━━━━━ Data shown

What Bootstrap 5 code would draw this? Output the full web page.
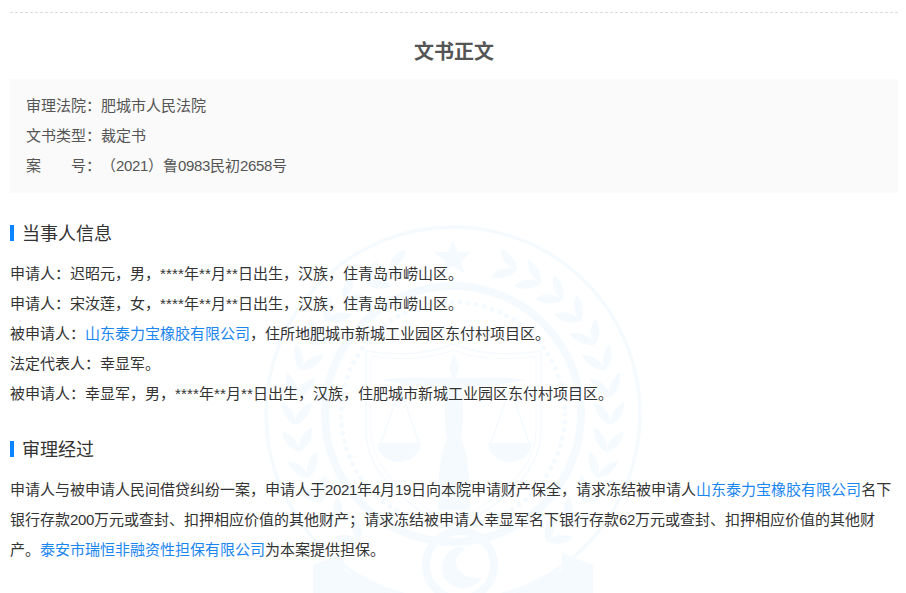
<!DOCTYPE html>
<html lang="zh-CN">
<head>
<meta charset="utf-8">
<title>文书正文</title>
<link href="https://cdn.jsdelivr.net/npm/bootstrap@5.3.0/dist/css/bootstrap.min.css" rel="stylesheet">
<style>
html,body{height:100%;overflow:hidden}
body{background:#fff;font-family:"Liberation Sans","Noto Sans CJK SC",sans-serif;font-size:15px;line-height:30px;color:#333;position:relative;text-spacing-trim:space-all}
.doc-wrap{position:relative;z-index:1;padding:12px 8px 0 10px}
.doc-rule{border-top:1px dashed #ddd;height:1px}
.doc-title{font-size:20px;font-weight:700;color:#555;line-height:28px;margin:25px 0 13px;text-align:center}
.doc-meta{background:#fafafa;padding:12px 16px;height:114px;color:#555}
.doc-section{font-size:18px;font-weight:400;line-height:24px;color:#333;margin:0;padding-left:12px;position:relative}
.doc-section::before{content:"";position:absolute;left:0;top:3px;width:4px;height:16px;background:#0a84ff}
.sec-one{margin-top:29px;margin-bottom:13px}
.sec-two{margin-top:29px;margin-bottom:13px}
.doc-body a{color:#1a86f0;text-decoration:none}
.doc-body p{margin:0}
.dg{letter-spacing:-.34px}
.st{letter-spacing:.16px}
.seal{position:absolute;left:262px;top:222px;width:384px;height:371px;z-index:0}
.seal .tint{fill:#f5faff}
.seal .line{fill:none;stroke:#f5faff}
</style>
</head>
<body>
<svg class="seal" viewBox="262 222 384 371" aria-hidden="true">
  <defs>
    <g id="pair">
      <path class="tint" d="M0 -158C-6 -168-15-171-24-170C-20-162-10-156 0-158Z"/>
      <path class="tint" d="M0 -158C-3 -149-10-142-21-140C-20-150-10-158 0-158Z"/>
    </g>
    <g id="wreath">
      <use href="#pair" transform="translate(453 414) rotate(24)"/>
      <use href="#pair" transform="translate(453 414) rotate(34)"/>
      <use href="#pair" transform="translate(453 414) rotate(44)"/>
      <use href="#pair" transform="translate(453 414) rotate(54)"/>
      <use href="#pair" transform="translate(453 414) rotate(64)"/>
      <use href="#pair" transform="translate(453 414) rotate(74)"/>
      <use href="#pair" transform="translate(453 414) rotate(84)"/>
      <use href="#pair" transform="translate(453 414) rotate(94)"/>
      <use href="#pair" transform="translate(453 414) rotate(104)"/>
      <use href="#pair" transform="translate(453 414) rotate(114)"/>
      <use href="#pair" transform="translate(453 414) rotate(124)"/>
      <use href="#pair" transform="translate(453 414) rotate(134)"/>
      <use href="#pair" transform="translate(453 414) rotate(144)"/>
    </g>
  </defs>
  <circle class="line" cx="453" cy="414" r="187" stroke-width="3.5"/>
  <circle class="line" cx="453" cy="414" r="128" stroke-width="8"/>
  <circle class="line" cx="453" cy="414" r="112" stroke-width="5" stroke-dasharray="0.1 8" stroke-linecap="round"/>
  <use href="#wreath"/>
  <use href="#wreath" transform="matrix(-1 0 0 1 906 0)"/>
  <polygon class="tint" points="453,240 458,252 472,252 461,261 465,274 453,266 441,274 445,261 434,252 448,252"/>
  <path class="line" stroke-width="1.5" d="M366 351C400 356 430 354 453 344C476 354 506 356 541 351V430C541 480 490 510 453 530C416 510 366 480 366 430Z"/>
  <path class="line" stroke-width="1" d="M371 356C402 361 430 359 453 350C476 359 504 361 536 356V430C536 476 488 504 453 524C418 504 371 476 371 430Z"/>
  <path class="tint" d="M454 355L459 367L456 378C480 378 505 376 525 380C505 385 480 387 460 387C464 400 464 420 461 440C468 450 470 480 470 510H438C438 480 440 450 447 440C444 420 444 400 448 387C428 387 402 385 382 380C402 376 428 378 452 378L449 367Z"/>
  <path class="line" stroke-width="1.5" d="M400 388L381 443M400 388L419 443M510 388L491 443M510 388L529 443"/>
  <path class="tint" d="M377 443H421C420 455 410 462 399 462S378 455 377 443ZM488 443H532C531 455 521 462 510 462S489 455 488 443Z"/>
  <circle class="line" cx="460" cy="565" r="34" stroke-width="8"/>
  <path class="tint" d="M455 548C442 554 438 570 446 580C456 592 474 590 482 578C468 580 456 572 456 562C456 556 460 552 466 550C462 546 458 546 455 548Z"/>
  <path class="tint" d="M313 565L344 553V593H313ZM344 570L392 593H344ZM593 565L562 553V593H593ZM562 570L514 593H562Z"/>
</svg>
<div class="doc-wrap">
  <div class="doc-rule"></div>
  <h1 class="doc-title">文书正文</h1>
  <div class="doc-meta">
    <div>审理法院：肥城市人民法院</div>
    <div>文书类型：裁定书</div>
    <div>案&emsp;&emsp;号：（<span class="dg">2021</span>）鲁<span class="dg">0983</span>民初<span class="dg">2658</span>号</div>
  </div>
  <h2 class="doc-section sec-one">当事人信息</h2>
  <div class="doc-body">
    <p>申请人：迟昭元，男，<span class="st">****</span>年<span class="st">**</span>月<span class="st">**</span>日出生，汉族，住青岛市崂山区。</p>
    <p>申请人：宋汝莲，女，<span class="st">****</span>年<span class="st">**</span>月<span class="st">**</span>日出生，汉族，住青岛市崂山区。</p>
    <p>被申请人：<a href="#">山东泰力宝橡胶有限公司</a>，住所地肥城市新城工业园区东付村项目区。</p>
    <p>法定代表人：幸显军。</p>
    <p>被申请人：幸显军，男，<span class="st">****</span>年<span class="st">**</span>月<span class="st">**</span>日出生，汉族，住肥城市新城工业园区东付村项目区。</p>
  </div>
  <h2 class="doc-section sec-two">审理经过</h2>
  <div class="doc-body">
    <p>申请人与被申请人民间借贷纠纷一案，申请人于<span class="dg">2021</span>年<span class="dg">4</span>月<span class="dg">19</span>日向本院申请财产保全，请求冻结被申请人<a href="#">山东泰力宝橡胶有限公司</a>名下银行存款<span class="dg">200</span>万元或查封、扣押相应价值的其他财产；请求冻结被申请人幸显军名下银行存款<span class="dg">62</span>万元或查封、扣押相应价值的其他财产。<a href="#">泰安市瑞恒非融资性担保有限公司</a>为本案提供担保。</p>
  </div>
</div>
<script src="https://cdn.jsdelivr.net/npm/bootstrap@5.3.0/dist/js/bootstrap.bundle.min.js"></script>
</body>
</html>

━━━━━━━━━━

● Objective
Output the material word for word, omitting its pictures.

● Response
What Bootstrap 5 code would draw this? Output the full web page.
<!DOCTYPE html>
<html lang="zh-CN">
<head>
<meta charset="utf-8">
<title>文书正文</title>
<link href="https://cdn.jsdelivr.net/npm/bootstrap@5.3.0/dist/css/bootstrap.min.css" rel="stylesheet">
<style>
html,body{height:100%;overflow:hidden}
body{background:#fff;font-family:"Liberation Sans","Noto Sans CJK SC",sans-serif;font-size:15px;line-height:30px;color:#333;position:relative;text-spacing-trim:space-all}
.doc-wrap{position:relative;z-index:1;padding:12px 8px 0 10px}
.doc-rule{border-top:1px dashed #ddd;height:1px}
.doc-title{font-size:20px;font-weight:700;color:#555;line-height:28px;margin:25px 0 13px;text-align:center}
.doc-meta{background:#fafafa;padding:12px 16px;height:114px;color:#555}
.doc-section{font-size:18px;font-weight:400;line-height:24px;color:#333;margin:0;padding-left:12px;position:relative}
.doc-section::before{content:"";position:absolute;left:0;top:3px;width:4px;height:16px;background:#0a84ff}
.sec-one{margin-top:29px;margin-bottom:13px}
.sec-two{margin-top:29px;margin-bottom:13px}
.doc-body a{color:#1a86f0;text-decoration:none}
.doc-body p{margin:0}
.dg{letter-spacing:-.34px}
.st{letter-spacing:.16px}
.seal{position:absolute;left:262px;top:222px;width:384px;height:371px;z-index:0}
.seal .tint{fill:#f5faff}
.seal .line{fill:none;stroke:#f5faff}
</style>
</head>
<body>
<svg class="seal" viewBox="262 222 384 371" aria-hidden="true">
  <defs>
    <g id="pair">
      <path class="tint" d="M0 -158C-6 -168-15-171-24-170C-20-162-10-156 0-158Z"/>
      <path class="tint" d="M0 -158C-3 -149-10-142-21-140C-20-150-10-158 0-158Z"/>
    </g>
    <g id="wreath">
      <use href="#pair" transform="translate(453 414) rotate(24)"/>
      <use href="#pair" transform="translate(453 414) rotate(34)"/>
      <use href="#pair" transform="translate(453 414) rotate(44)"/>
      <use href="#pair" transform="translate(453 414) rotate(54)"/>
      <use href="#pair" transform="translate(453 414) rotate(64)"/>
      <use href="#pair" transform="translate(453 414) rotate(74)"/>
      <use href="#pair" transform="translate(453 414) rotate(84)"/>
      <use href="#pair" transform="translate(453 414) rotate(94)"/>
      <use href="#pair" transform="translate(453 414) rotate(104)"/>
      <use href="#pair" transform="translate(453 414) rotate(114)"/>
      <use href="#pair" transform="translate(453 414) rotate(124)"/>
      <use href="#pair" transform="translate(453 414) rotate(134)"/>
      <use href="#pair" transform="translate(453 414) rotate(144)"/>
    </g>
  </defs>
  <circle class="line" cx="453" cy="414" r="187" stroke-width="3.5"/>
  <circle class="line" cx="453" cy="414" r="128" stroke-width="8"/>
  <circle class="line" cx="453" cy="414" r="112" stroke-width="5" stroke-dasharray="0.1 8" stroke-linecap="round"/>
  <use href="#wreath"/>
  <use href="#wreath" transform="matrix(-1 0 0 1 906 0)"/>
  <polygon class="tint" points="453,240 458,252 472,252 461,261 465,274 453,266 441,274 445,261 434,252 448,252"/>
  <path class="line" stroke-width="1.5" d="M366 351C400 356 430 354 453 344C476 354 506 356 541 351V430C541 480 490 510 453 530C416 510 366 480 366 430Z"/>
  <path class="line" stroke-width="1" d="M371 356C402 361 430 359 453 350C476 359 504 361 536 356V430C536 476 488 504 453 524C418 504 371 476 371 430Z"/>
  <path class="tint" d="M454 355L459 367L456 378C480 378 505 376 525 380C505 385 480 387 460 387C464 400 464 420 461 440C468 450 470 480 470 510H438C438 480 440 450 447 440C444 420 444 400 448 387C428 387 402 385 382 380C402 376 428 378 452 378L449 367Z"/>
  <path class="line" stroke-width="1.5" d="M400 388L381 443M400 388L419 443M510 388L491 443M510 388L529 443"/>
  <path class="tint" d="M377 443H421C420 455 410 462 399 462S378 455 377 443ZM488 443H532C531 455 521 462 510 462S489 455 488 443Z"/>
  <circle class="line" cx="460" cy="565" r="34" stroke-width="8"/>
  <path class="tint" d="M455 548C442 554 438 570 446 580C456 592 474 590 482 578C468 580 456 572 456 562C456 556 460 552 466 550C462 546 458 546 455 548Z"/>
  <path class="tint" d="M313 565L344 553V593H313ZM344 570L392 593H344ZM593 565L562 553V593H593ZM562 570L514 593H562Z"/>
</svg>
<div class="doc-wrap">
  <div class="doc-rule"></div>
  <h1 class="doc-title">文书正文</h1>
  <div class="doc-meta">
    <div>审理法院：肥城市人民法院</div>
    <div>文书类型：裁定书</div>
    <div>案&emsp;&emsp;号：（<span class="dg">2021</span>）鲁<span class="dg">0983</span>民初<span class="dg">2658</span>号</div>
  </div>
  <h2 class="doc-section sec-one">当事人信息</h2>
  <div class="doc-body">
    <p>申请人：迟昭元，男，<span class="st">****</span>年<span class="st">**</span>月<span class="st">**</span>日出生，汉族，住青岛市崂山区。</p>
    <p>申请人：宋汝莲，女，<span class="st">****</span>年<span class="st">**</span>月<span class="st">**</span>日出生，汉族，住青岛市崂山区。</p>
    <p>被申请人：<a href="#">山东泰力宝橡胶有限公司</a>，住所地肥城市新城工业园区东付村项目区。</p>
    <p>法定代表人：幸显军。</p>
    <p>被申请人：幸显军，男，<span class="st">****</span>年<span class="st">**</span>月<span class="st">**</span>日出生，汉族，住肥城市新城工业园区东付村项目区。</p>
  </div>
  <h2 class="doc-section sec-two">审理经过</h2>
  <div class="doc-body">
    <p>申请人与被申请人民间借贷纠纷一案，申请人于<span class="dg">2021</span>年<span class="dg">4</span>月<span class="dg">19</span>日向本院申请财产保全，请求冻结被申请人<a href="#">山东泰力宝橡胶有限公司</a>名下银行存款<span class="dg">200</span>万元或查封、扣押相应价值的其他财产；请求冻结被申请人幸显军名下银行存款<span class="dg">62</span>万元或查封、扣押相应价值的其他财产。<a href="#">泰安市瑞恒非融资性担保有限公司</a>为本案提供担保。</p>
  </div>
</div>
<script src="https://cdn.jsdelivr.net/npm/bootstrap@5.3.0/dist/js/bootstrap.bundle.min.js"></script>
</body>
</html>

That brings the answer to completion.